Sunday, December 21, 2008

No Way to Put the Public Back in Public Utilities?

Several years ago many state legislatures embraced the concept that technological innovations would stimulate robust competition in previously monopolized industries such as electricity, gas and telecommunications. The legislatures so bought into the certainty of competition that laws created a glide path to deregulation and the near complete elimination of consumer safeguards. The legislature accepted the premise of lobbyists and sponsored academic researchers that public utilities should qualify for treatment as competitive businesses surely entitled to cut off services to nonpaying customers, an outcome that has contributed to 81 deaths in Pennsylvania. See http://www.centredaily.com/329/story/1026815.html.

With the passage of time, it has become quite clear that infrastructure industries with substantial investment needs do not typically have many facilities-based competitors, especially for the last mile of service to residential and small business consumers. Yet most state legislatures have not revise their laws, even after the Enron debacle showed how crafty public utility employees could exploit their less regulated status to create expensive, but artificial bottlenecks, congestion and shortages of power.

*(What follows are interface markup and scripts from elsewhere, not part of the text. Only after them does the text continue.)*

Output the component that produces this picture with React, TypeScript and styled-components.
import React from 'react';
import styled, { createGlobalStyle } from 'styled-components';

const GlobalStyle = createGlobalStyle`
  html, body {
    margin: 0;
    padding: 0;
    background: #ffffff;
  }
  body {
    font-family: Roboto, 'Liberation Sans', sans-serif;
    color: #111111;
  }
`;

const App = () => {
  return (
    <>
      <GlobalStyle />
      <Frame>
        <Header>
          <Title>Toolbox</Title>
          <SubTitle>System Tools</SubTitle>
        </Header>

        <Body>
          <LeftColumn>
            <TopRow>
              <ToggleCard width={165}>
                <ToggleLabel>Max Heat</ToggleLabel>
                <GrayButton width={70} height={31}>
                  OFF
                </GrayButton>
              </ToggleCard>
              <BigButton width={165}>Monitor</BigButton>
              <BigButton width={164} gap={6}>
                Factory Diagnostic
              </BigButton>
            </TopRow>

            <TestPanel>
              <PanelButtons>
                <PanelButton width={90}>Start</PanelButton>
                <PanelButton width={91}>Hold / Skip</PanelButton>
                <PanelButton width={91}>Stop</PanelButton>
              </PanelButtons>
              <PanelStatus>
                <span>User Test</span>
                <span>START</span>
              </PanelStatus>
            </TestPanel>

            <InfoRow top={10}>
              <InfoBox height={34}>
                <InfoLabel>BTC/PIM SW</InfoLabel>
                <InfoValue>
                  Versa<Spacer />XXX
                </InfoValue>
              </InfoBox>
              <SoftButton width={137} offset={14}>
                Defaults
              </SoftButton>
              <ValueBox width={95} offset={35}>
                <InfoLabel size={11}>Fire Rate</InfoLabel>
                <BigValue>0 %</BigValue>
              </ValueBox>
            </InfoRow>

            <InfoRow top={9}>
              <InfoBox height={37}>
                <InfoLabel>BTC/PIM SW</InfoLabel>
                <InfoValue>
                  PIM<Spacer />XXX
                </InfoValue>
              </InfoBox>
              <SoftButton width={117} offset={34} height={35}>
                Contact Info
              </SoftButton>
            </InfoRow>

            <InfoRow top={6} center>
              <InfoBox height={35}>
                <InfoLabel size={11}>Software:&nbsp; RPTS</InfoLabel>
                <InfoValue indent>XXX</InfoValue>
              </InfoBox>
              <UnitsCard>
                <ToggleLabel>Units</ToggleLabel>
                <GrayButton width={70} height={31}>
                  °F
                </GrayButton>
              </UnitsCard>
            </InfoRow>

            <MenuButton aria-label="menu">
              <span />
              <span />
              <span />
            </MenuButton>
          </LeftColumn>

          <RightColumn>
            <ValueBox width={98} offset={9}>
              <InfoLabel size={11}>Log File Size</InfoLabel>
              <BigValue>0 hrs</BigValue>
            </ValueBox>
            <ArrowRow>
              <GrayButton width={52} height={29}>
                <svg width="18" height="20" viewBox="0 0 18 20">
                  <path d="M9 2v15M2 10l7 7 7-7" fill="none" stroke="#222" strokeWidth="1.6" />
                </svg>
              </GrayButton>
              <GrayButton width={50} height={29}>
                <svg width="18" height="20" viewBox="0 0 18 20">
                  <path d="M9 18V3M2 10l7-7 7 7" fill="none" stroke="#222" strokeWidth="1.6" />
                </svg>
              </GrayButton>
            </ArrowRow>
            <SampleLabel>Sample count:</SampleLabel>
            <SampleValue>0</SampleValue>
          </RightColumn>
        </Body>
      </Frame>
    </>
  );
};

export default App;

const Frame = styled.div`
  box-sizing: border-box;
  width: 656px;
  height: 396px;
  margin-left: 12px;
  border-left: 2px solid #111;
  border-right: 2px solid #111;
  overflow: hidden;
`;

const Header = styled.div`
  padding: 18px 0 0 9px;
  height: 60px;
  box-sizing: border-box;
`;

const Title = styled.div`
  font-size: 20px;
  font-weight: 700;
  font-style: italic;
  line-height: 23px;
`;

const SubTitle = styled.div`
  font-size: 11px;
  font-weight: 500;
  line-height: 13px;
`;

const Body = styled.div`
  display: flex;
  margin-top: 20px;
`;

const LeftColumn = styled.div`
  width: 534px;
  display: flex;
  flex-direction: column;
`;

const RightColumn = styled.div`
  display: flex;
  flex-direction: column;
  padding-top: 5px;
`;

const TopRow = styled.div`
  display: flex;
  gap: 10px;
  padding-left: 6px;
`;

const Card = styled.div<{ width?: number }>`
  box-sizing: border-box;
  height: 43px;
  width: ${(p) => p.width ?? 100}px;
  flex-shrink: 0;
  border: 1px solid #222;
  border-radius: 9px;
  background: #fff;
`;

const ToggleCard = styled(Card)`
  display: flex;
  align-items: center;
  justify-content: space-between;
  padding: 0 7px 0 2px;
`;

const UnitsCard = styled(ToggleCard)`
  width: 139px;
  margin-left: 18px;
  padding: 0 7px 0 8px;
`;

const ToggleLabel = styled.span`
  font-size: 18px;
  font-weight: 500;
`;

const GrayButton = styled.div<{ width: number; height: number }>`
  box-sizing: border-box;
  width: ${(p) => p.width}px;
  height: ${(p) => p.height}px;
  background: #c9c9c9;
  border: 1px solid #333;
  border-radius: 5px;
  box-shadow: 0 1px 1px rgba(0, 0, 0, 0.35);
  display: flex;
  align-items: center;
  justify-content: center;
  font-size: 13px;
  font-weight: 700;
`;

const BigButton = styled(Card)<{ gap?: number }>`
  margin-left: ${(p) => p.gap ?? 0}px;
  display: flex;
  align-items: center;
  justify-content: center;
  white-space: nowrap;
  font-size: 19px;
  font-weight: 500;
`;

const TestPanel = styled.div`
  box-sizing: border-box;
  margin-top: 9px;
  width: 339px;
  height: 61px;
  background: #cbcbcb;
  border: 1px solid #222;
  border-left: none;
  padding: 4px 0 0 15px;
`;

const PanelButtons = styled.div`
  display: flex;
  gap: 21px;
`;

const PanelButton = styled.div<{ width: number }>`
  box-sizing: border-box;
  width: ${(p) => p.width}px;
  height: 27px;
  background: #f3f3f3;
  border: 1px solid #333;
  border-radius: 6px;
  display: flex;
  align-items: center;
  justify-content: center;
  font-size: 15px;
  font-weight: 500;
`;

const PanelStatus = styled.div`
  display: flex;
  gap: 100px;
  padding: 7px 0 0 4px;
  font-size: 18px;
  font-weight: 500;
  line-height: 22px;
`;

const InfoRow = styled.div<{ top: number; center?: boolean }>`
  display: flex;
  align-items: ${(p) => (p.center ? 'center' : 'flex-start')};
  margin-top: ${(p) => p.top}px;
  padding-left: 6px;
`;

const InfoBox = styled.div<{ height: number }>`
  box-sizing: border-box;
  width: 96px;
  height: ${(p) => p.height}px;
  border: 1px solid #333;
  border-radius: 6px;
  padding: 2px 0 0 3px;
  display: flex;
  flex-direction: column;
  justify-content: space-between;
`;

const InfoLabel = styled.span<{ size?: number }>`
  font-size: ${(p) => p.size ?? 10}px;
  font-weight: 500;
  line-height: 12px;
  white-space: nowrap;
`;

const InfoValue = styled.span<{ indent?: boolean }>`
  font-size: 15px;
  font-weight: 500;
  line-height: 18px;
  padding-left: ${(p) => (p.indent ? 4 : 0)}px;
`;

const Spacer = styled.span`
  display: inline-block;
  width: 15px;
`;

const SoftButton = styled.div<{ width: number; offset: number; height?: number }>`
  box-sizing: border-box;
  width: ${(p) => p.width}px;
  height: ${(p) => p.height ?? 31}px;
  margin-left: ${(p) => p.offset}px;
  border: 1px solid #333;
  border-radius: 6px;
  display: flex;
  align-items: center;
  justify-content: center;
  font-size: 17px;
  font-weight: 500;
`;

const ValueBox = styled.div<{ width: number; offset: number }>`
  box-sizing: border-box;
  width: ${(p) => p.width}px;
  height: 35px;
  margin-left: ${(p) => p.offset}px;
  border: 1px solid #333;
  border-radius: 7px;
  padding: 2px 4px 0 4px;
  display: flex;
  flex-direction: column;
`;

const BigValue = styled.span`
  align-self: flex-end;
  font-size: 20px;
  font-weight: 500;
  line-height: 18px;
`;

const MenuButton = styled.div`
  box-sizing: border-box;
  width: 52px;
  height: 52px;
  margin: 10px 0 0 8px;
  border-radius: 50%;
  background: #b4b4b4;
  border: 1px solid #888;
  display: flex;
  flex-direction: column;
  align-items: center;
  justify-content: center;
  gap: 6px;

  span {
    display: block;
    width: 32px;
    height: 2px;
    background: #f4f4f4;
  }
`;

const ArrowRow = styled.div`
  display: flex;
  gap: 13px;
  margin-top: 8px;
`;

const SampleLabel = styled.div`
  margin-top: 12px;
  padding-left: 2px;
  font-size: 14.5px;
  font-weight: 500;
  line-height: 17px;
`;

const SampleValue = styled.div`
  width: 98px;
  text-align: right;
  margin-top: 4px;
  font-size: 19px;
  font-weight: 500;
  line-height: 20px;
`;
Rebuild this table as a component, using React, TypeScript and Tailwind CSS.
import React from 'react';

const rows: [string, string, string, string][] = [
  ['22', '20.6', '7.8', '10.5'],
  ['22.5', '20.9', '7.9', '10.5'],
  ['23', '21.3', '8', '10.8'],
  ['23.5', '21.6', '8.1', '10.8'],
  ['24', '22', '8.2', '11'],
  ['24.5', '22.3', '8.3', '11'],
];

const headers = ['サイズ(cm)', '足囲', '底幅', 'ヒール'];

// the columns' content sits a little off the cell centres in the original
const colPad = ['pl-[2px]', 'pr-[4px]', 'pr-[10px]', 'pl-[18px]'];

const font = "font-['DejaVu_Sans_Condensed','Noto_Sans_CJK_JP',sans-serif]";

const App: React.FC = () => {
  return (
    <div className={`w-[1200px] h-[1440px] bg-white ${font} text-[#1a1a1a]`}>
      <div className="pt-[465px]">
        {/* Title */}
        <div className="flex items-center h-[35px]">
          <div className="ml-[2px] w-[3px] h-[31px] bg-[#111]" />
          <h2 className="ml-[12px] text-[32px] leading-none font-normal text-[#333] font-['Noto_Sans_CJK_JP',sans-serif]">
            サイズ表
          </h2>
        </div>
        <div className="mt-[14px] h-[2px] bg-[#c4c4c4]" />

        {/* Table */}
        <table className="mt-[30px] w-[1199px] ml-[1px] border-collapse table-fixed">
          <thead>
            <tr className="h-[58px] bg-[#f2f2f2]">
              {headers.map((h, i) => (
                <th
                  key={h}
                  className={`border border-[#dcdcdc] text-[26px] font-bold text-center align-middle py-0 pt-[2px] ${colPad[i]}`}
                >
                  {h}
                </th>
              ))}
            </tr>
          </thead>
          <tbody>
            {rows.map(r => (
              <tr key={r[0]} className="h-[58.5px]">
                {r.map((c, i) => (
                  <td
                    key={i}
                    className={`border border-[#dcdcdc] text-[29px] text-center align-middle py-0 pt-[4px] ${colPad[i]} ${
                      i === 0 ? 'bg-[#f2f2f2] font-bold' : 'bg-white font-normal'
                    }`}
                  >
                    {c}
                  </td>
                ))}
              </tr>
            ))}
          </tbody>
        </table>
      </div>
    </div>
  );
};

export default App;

Having cut a deal based on the certain expectation of competition, state legislatures did not think to condition deregulation on confirmation that the competition arrived and flourished. Without such a safeguard, deregulated public utilities surely will claim that they relied on the promise of deregulation and any revision would unfairly and unlawfully confiscate their financial resources. So public utility consumers in many states have the worst of all worlds: deregulation based on competition that did not arrive and apparently no remedy for resumption of consumer safeguards in the absence of a self-regulating marketplace.